### Dataset extract
_____
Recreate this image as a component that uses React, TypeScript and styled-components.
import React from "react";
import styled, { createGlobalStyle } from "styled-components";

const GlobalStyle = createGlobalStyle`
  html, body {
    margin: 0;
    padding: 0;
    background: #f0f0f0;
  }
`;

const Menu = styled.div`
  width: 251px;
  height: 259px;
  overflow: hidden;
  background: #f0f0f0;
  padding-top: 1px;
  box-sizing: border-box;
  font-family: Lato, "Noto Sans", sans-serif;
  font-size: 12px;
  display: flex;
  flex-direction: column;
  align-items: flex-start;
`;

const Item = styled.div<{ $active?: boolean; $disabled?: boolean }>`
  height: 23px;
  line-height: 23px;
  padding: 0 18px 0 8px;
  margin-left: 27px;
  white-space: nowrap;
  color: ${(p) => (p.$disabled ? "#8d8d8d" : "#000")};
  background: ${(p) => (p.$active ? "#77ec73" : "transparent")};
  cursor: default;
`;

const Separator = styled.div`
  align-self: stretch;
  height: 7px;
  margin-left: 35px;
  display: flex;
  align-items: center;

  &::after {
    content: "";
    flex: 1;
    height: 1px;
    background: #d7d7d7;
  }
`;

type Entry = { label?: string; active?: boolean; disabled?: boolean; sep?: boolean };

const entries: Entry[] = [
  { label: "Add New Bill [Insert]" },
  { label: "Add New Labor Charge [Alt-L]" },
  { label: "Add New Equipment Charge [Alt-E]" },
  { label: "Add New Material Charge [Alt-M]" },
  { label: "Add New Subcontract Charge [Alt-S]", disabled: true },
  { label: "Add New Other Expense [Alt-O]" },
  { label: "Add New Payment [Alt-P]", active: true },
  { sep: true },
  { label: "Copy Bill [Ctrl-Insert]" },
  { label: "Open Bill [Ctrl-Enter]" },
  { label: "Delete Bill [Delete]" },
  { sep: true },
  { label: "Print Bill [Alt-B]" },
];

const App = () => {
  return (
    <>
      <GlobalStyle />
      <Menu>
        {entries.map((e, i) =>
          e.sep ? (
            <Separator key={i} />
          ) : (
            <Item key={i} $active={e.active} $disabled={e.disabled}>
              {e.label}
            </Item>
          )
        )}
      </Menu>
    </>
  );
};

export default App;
_____
### What you will do
Which lines hold the word "components"? Show each one.

### Reply to the task
Recreate this image as a component that uses React, TypeScript and styled-components.
import styled, { createGlobalStyle } from "styled-components";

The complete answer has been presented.